Unsurprisingly, the Greens want to double the size of the rebate.

ii) With the rising price of crude oil, petrol is getting more expensive. Hence we recently looked into converting our car to LPG (net about 25% cheaper than unleaded petrol) and supposedly greener (cuts emissions by around 20%). Last year the Liberals announced a subsidy of $2,000 to help motorists convert their cars. Labor small business spokesman, Joel Fitzgibbon, thinks Howard should go even further.

Not surprisingly, industry body, LPG Australia, welcomed the move.

"The government subsidies for new LPG vehicles and conversions are a sensible response to current petrol price trends because they recognise that LPG Autogas is a readily available alternative fuel,"
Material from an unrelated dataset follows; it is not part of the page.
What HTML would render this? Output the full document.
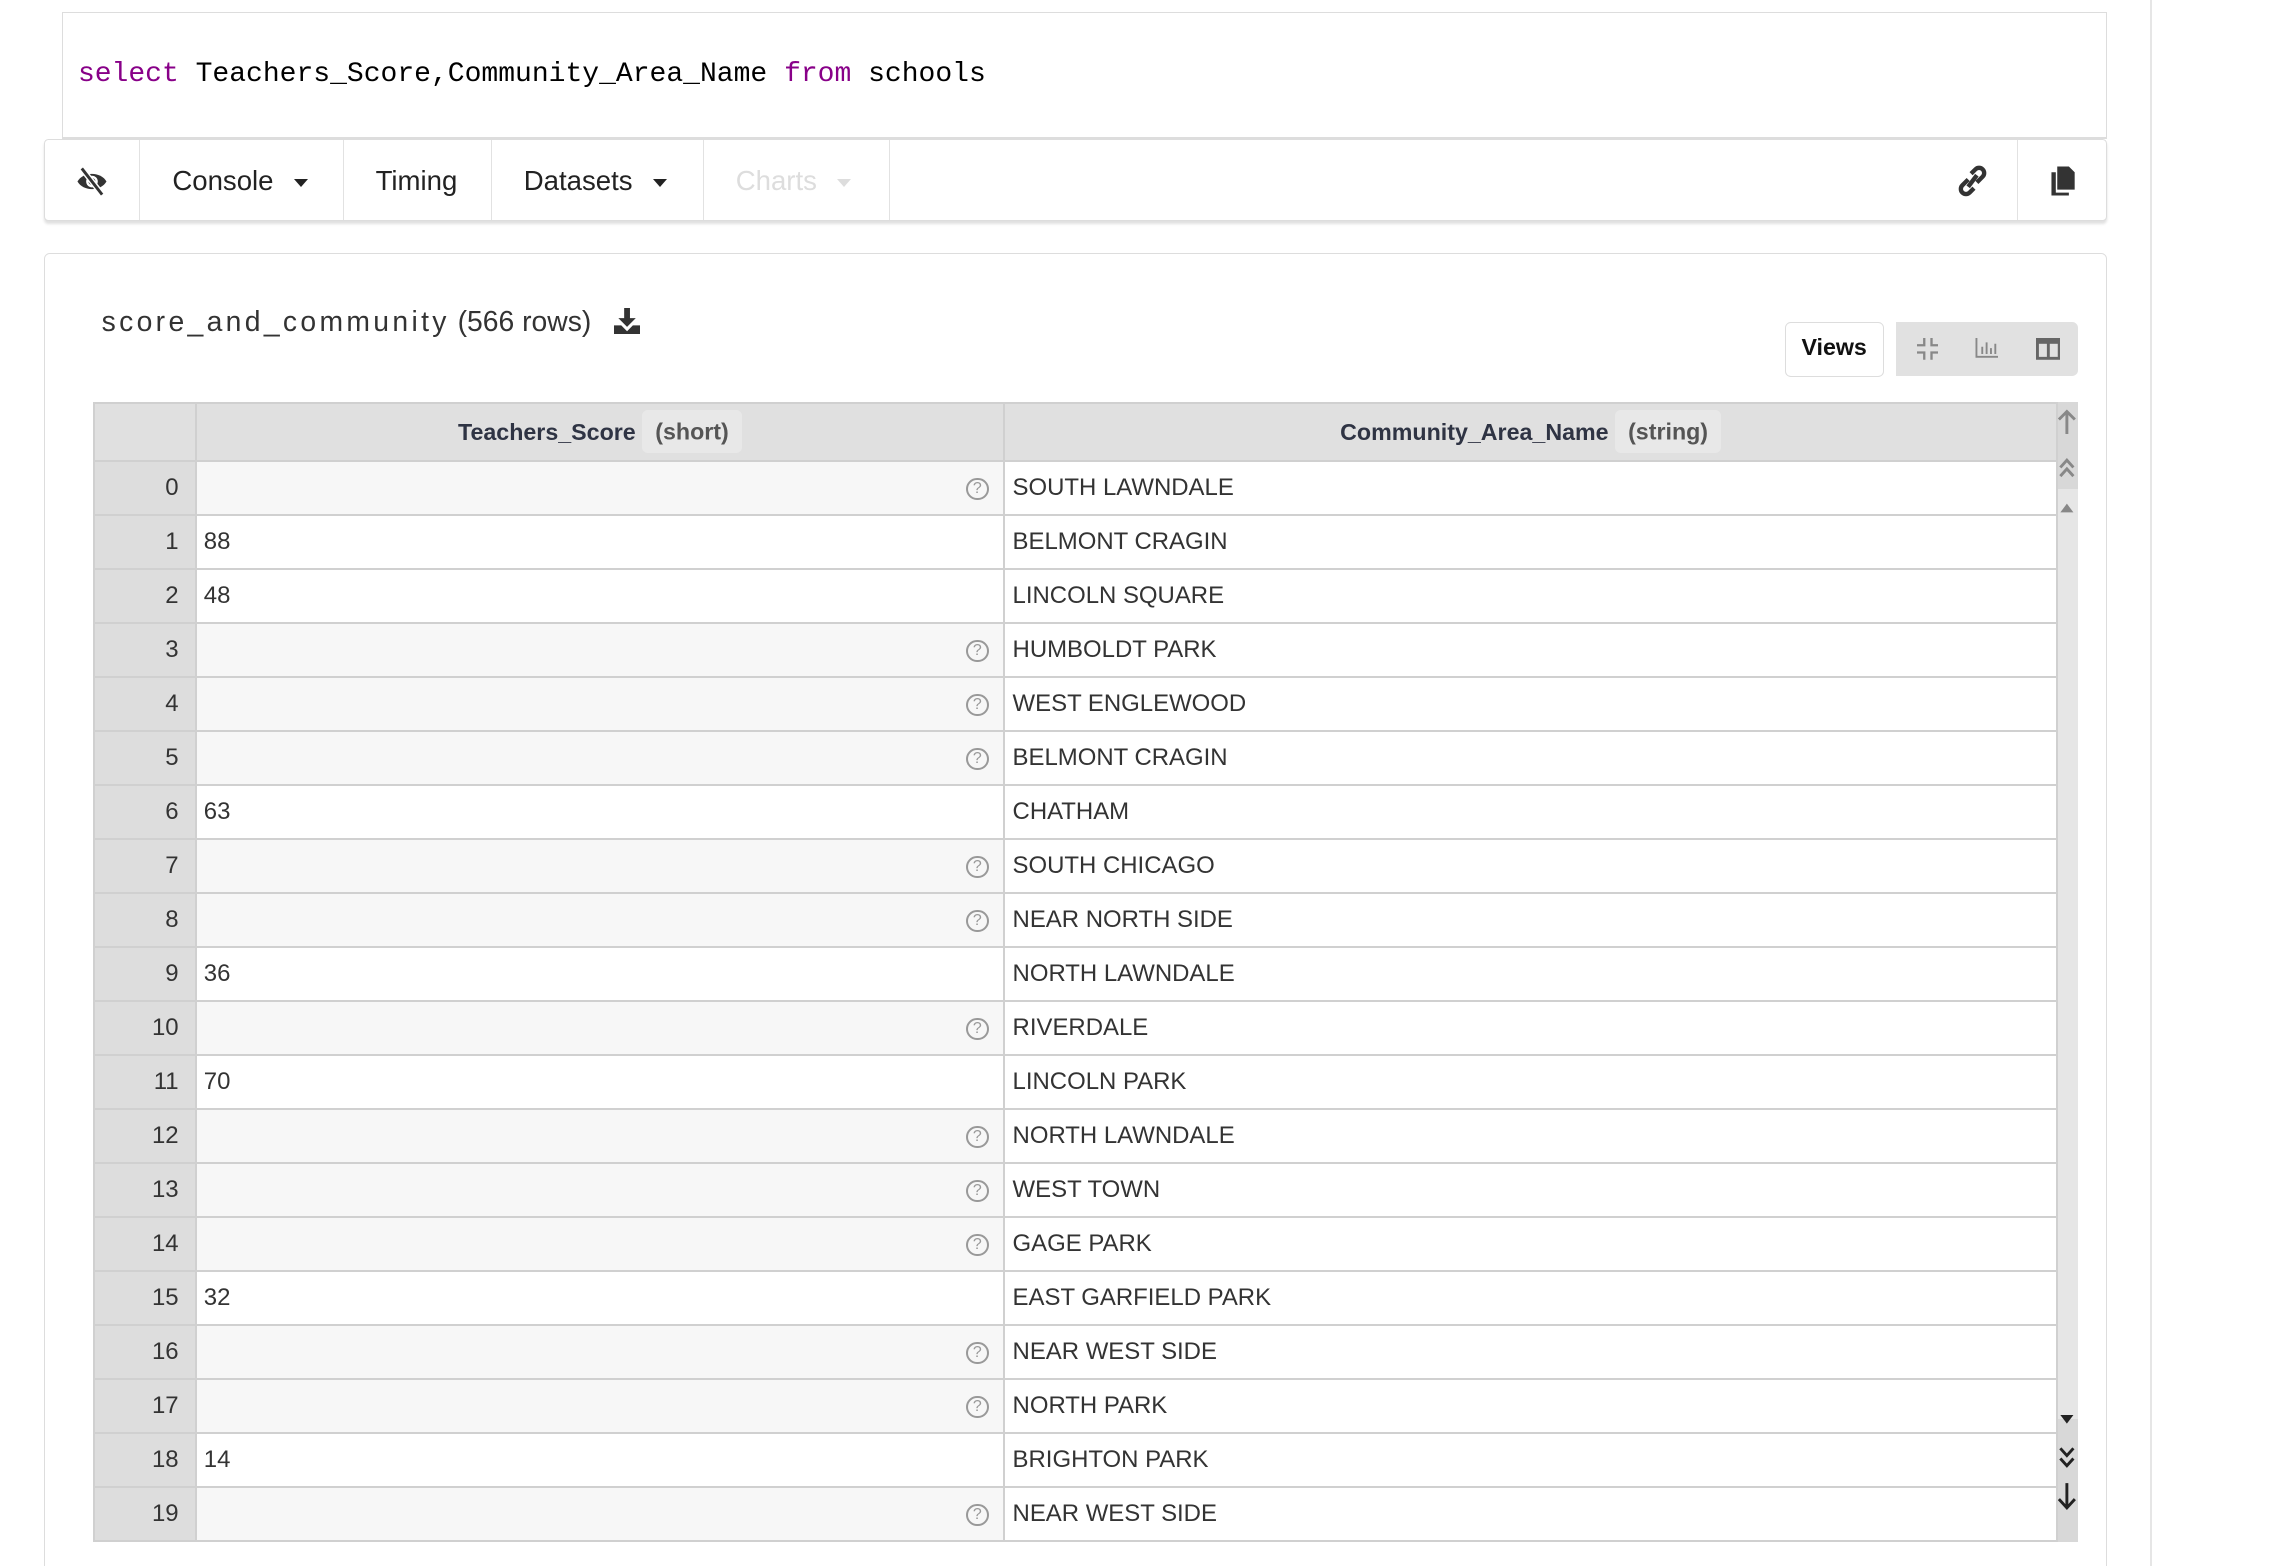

Autogas Supplies converter, David Tangey, also supported the $1.6 billion tax-payer package adding that his company was going through its busiest patch in its 20 years.

In December 2003, the cost of converting your car to LPG was a maximum $2,500.
I got three quotes for our car. The cheapest was $4,400.

No wonder Dave's happy.

iii) We have two young children, and hence use Sydney's marvelous childcare centres. The daily cost is now around $50. If you earn less than $110,000, the government will hand you a significant rebate (can be up to 40% for lower earners). Despite the government already shelling out an annual $2.4 billion, there are now calls for child care fees to become entirely tax deductible.

A Parliamentary paper from 2004 raises this insightful question,

'There is the possibility that child care fees may rise and that much of the extra support available from the CCTR [rebate] will be soaked up by these higher fees.'

Really? No shit sherlock.

Child care fees rose 12.4% in 2006, four times the rate of inflation.

There can only be three explanations for continuing with these useless subsidies,

i) government officials have shares in tank, solar heating and child care businesses.
ii) government officials are stupid.
iii) government officials know subsidies don't work but the pressure to be 'seen to be doing something' is too overwhelming.

For their sake, i hope it's option (iii).